According to Baldwin, the length of the stay, location, and intensity of the program helped the orchestra improve quickly and exposed them to the high standards of the professional musical world.

“We’ve become aware of what exactly the standard is,” Baldwin said. “The standard is very high. I think that can be inspiring. It can challenge us to work harder, to tune more carefully, [and] to listen more carefully.”

Decorah, Iowa is not the same musical hotspot as Vienna, but according to Interim Coordinator of Music Marketing and Tours Karen Martin-Schramm, this did not seem to diminish the audience’s appreciation for the LCSO. If anything, it made them even more impressed.

“I was thrilled with their response because people in Vienna don’t stand for ovations, but you could tell by their body language and their sustained applause that they absolutely loved it, especially at the Musikverein when they just went on and on,” Martin-Schramm said. “They were right with [the ensemble] the whole time. You could hear a pin drop when Dr. Kalnin played his encore, but just in general I thought that was a phenomenal response.”

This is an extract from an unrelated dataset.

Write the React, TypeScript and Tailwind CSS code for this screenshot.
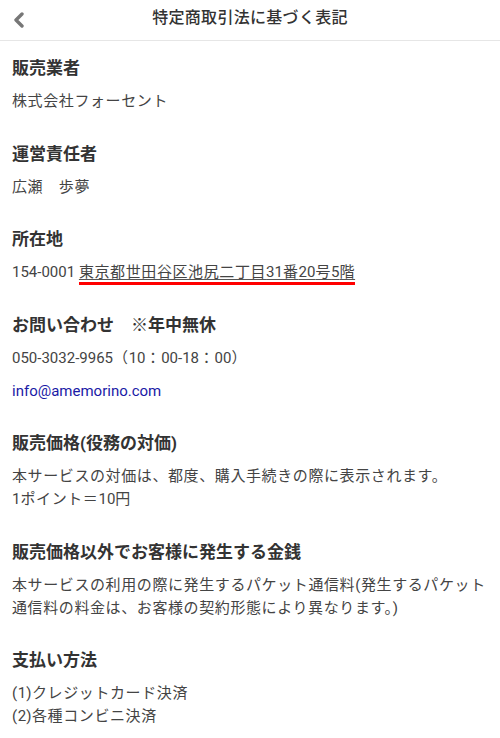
import React from 'react';

type Section = {
  title: string;
  lines: React.ReactNode[];
};

// latin runs keep normal tracking, CJK text is a touch wider in the reference
const L = ({ children }: { children: React.ReactNode }) => <span className="tracking-normal">{children}</span>;

const sections: Section[] = [
  { title: '販売業者', lines: ['株式会社フォーセント'] },
  { title: '運営責任者', lines: ['広瀬\u3000歩夢'] },
  {
    title: '所在地',
    lines: [
      <>
        <L>154-0001 </L>
        <span className="underline decoration-[#555] underline-offset-[2px] border-b-[3px] border-[#ff0000] pb-[1px]">
          東京都世田谷区池尻二丁目<L>31</L>番<L>20</L>号<L>5</L>階
        </span>
      </>,
    ],
  },
  {
    title: 'お問い合わせ\u3000※年中無休',
    lines: [
      <>
        <L>050-3032-9965</L>（<L>10</L>：<L>00-18</L>：<L>00</L>）
      </>,
      <a href="mailto:info@amemorino.com" className="text-[#1a1aa6] tracking-normal">
        info@amemorino.com
      </a>,
    ],
  },
  {
    title: '販売価格(役務の対価)',
    lines: [
      <>
        本サービスの対価は、都度、購入手続きの際に表示されます。
        <br />
        <L>1</L>ポイント＝<L>10</L>円
      </>,
    ],
  },
  {
    title: '販売価格以外でお客様に発生する金銭',
    lines: [
      '本サービスの利用の際に発生するパケット通信料(発生するパケット通信料の料金は、お客様の契約形態により異なります。)',
    ],
  },
  {
    title: '支払い方法',
    lines: [
      <>
        (<L>1</L>)クレジットカード決済
        <br />
        (<L>2</L>)各種コンビニ決済
      </>,
    ],
  },
];

export default function App() {
  return (
    <div
      className="min-h-screen bg-white text-[#444]"
      style={{ fontFamily: 'Roboto, "Noto Sans CJK JP", sans-serif' }}
    >
      {/* Header */}
      <div className="h-[41px] flex items-center relative border-b border-[#e6e6e6]">
        <button className="absolute left-[10px] top-[10px] w-[18px] h-[20px] flex items-center justify-center">
          <svg width="12" height="16" viewBox="0 0 12 16">
            <path d="M9 2 L3 8 L9 14" fill="none" stroke="#777" strokeWidth="3.4" strokeLinecap="round" strokeLinejoin="round" />
          </svg>
        </button>
        <h1 className="flex-1 text-center text-[16px] font-medium text-[#333] tracking-[0.3px] leading-[20px] pb-[4px]">
          特定商取引法に基づく表記
        </h1>
      </div>

      {/* Content */}
      <div className="px-[12px] pt-[15px] pb-[20px] flex flex-col gap-[28.5px]">
        {sections.map((s) => (
          <div key={s.title}>
            <h2 className="text-[17px] font-bold text-[#333] leading-[24px]">{s.title}</h2>
            {s.lines.map((l, i) => (
              <p key={i} className="mt-[10px] text-[15px] leading-[23px] tracking-[0.6px]">
                {l}
              </p>
            ))}
          </div>
        ))}
      </div>
    </div>
  );
}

Not only was the orchestra appreciated, but these performances allowed the soloist, Kalnin, to shine.

“Professor Kalnin had people asking for his autograph,” Batoff said. “Lots of people even came when he was sitting watching the second half of the concert. I think it was extremely well-received.”

The LCSO returned to campus on Feb. 4 and performed their homecoming concert on Feb. 10. Although this was the same program that they played at their fall concert, Kalnin commented on the LCSO’s improvement and how noticeable this was for audience members.

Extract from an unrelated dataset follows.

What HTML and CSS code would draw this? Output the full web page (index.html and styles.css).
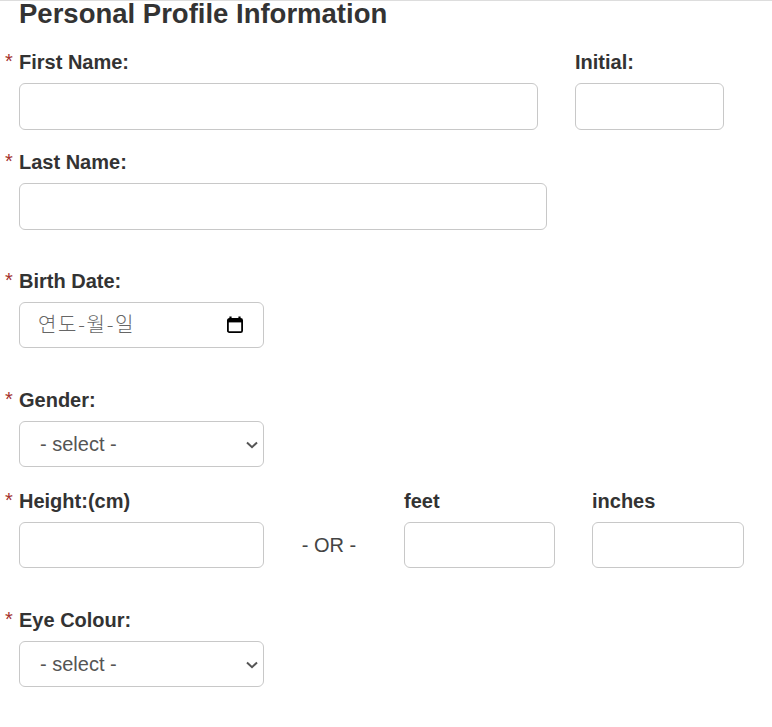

According to Symphony Orchestra President Briana McGrane (‘20), Vienna will have a positive impact on the group’s musical ability as they move forward this semester.

“We know what we are capable of, especially because we were pushed so much in Vienna,” McGrane said. “We can hold ourselves to those same standards.”

Baldwin added to this, stating that the time the orchestra spent together and their exposure to other music in Vienna made a lifelong impression on all the players.

“I think the effects will be long-lasting and enduring,” Baldwin said. “I think the orchestra will forever be better because of it.”